:: Input material
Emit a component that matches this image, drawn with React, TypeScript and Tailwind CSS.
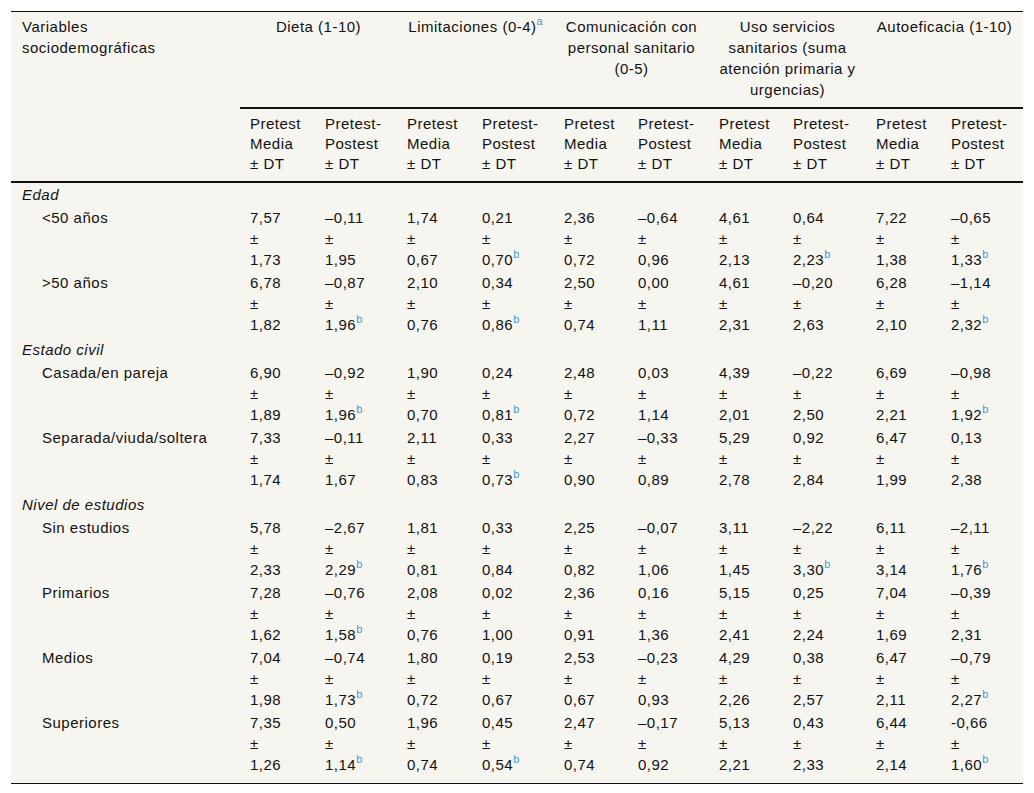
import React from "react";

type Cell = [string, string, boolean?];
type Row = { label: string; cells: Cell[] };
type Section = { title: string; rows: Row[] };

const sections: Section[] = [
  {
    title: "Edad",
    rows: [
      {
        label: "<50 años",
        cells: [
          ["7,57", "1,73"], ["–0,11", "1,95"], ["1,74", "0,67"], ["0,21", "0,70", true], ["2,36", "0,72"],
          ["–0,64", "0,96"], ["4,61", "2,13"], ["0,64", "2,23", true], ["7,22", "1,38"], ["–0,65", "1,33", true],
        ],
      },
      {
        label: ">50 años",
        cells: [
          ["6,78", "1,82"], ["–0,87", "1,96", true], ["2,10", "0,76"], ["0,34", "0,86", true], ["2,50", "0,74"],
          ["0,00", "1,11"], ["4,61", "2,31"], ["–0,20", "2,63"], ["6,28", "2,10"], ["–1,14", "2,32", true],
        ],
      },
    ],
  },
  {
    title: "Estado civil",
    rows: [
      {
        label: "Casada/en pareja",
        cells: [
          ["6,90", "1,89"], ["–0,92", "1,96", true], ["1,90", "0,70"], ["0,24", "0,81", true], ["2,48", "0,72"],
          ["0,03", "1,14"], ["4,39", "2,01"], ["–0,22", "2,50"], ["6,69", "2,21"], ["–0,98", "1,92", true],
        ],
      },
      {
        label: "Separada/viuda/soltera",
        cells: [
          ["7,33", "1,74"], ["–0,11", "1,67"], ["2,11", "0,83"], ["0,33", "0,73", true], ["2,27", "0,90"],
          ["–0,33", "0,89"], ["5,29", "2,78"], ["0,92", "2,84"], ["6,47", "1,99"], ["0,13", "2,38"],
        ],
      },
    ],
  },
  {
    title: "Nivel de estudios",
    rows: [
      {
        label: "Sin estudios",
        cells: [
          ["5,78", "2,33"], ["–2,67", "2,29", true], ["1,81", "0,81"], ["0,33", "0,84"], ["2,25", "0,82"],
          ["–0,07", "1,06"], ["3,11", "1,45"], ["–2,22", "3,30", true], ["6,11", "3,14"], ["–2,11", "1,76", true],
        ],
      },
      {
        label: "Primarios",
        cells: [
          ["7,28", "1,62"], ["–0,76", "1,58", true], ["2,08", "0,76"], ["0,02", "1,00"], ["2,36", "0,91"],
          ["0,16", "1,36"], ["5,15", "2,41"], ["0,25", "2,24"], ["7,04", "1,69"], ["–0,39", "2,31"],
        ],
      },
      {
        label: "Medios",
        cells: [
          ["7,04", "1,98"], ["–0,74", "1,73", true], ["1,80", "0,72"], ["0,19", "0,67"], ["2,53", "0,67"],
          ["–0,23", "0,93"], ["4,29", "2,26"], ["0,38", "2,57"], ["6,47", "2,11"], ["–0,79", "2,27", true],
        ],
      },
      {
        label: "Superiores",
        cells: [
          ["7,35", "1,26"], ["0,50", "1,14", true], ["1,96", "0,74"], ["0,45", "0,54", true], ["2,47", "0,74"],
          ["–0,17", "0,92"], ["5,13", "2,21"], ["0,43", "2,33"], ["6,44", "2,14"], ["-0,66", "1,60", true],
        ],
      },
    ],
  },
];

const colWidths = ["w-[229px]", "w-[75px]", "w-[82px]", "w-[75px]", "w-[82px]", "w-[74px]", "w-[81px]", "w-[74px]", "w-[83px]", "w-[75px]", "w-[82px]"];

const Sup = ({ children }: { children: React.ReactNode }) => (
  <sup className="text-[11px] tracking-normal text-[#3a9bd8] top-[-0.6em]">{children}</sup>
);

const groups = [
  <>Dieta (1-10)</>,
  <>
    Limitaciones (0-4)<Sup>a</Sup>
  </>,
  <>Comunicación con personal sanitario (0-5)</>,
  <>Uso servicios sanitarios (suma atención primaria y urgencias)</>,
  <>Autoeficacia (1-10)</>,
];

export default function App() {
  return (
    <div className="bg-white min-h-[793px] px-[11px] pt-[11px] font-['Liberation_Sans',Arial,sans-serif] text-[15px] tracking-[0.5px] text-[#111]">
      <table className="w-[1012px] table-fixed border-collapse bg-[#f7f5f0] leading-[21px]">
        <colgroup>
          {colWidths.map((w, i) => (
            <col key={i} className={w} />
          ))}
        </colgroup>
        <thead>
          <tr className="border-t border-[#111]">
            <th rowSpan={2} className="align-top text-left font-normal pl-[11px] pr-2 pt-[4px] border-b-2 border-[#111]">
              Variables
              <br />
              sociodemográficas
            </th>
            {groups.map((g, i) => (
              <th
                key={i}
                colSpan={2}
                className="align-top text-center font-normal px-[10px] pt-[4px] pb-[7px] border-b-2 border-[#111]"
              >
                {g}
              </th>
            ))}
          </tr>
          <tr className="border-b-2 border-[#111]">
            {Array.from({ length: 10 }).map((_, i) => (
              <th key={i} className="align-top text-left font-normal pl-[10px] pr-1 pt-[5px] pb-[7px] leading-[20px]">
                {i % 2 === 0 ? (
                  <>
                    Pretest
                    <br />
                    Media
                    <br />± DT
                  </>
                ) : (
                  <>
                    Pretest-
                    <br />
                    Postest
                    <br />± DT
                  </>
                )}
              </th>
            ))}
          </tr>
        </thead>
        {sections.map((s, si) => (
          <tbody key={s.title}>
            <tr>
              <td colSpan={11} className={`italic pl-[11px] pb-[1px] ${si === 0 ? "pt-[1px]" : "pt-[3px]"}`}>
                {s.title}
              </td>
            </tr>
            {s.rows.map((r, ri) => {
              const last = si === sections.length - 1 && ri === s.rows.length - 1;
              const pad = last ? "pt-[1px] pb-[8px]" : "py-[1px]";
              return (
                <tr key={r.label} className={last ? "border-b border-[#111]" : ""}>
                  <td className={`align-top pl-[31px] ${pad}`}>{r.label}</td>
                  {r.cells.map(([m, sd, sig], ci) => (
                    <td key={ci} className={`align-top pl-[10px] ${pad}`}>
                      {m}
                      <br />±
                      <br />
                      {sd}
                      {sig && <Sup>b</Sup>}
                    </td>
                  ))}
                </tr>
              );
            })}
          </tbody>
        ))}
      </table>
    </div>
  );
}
::::
:: Input material
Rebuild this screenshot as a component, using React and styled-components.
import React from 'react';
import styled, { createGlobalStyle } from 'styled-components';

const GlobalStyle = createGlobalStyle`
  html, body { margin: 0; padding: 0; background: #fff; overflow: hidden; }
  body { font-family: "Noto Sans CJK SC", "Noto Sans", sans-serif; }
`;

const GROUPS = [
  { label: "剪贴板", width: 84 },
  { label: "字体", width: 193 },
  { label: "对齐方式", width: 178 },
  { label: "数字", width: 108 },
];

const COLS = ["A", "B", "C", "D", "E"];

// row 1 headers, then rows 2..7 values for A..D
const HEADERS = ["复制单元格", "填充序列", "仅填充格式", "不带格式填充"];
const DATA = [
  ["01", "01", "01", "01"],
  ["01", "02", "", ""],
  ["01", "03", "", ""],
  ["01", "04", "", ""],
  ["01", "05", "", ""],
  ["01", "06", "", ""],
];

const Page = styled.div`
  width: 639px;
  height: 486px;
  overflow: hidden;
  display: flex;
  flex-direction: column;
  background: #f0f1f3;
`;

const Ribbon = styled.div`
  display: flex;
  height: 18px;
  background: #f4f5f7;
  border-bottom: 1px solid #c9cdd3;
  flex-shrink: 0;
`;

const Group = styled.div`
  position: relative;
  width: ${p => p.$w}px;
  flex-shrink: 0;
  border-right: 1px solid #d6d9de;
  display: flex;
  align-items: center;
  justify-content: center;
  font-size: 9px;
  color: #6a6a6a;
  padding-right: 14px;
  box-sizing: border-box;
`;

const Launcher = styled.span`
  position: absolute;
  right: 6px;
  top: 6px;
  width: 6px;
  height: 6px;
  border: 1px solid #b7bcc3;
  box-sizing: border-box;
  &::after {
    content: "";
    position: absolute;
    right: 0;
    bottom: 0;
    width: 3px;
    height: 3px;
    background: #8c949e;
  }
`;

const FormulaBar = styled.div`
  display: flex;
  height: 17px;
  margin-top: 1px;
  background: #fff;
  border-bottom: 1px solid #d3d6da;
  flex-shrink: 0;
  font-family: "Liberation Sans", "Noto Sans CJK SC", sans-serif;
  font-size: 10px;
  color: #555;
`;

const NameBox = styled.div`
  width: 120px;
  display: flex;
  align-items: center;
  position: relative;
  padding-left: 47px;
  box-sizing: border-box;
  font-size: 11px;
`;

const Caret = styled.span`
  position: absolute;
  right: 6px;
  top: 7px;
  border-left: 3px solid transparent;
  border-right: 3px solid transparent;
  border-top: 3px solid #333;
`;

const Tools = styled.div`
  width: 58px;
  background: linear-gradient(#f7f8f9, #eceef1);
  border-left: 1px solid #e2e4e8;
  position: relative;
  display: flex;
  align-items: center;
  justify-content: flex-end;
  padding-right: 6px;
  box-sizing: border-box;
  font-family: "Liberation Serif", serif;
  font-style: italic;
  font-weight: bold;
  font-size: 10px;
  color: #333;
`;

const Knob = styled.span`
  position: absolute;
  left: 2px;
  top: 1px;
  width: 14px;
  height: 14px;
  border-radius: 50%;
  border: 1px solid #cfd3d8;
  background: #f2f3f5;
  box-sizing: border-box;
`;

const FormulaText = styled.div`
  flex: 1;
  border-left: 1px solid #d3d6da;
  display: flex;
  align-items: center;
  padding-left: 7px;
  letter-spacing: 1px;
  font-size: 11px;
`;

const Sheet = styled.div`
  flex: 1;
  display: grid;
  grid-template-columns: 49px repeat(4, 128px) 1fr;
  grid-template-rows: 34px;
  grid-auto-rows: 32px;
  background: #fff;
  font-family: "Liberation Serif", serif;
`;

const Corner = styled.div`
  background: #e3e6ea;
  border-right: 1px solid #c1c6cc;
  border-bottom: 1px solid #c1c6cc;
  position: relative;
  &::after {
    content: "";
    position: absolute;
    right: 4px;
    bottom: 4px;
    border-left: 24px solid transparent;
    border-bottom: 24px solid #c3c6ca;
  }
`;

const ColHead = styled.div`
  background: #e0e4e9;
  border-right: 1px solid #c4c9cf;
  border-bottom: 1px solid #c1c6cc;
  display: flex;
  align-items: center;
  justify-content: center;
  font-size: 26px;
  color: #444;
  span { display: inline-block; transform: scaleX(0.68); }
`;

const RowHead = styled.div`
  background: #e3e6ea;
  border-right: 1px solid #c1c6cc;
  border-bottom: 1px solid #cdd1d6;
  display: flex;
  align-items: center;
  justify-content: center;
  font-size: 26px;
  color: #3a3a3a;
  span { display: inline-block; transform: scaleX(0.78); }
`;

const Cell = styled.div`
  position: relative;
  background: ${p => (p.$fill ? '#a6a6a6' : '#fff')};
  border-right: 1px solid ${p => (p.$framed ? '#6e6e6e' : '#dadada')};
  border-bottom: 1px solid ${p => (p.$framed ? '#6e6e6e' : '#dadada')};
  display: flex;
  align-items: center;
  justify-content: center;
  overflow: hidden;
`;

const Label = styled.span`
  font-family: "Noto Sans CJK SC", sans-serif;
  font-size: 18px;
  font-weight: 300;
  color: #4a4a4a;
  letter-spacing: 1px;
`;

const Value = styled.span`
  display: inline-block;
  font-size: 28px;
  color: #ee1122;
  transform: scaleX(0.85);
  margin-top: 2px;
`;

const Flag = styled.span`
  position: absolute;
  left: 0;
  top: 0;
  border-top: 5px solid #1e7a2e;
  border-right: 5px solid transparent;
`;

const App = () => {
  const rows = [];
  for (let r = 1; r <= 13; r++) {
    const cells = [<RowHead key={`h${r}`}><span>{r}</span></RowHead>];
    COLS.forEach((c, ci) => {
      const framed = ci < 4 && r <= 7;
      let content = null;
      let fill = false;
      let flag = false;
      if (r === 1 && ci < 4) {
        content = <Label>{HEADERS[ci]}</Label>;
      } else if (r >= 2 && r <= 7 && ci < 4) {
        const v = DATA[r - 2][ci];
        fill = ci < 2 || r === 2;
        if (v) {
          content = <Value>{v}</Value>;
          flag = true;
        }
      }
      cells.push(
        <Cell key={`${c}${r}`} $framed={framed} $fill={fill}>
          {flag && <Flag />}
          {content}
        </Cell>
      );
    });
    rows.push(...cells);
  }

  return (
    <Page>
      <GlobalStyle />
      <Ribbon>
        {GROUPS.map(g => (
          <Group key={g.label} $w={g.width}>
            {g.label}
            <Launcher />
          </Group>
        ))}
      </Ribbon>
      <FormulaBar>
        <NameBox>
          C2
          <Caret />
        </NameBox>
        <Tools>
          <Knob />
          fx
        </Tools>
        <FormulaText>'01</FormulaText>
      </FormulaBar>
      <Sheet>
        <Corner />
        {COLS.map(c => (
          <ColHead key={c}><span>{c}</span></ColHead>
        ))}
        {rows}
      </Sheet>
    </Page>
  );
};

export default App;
::::
:: Input material
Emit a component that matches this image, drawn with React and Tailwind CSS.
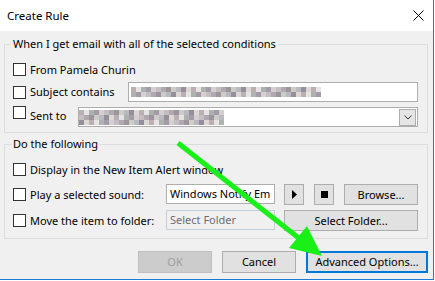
::::
Return every line of the preceding records in which the word "with" appears.

● **Response**:
Emit a component that matches this image, drawn with React, TypeScript and Tailwind CSS.
Emit a component that matches this image, drawn with React and Tailwind CSS.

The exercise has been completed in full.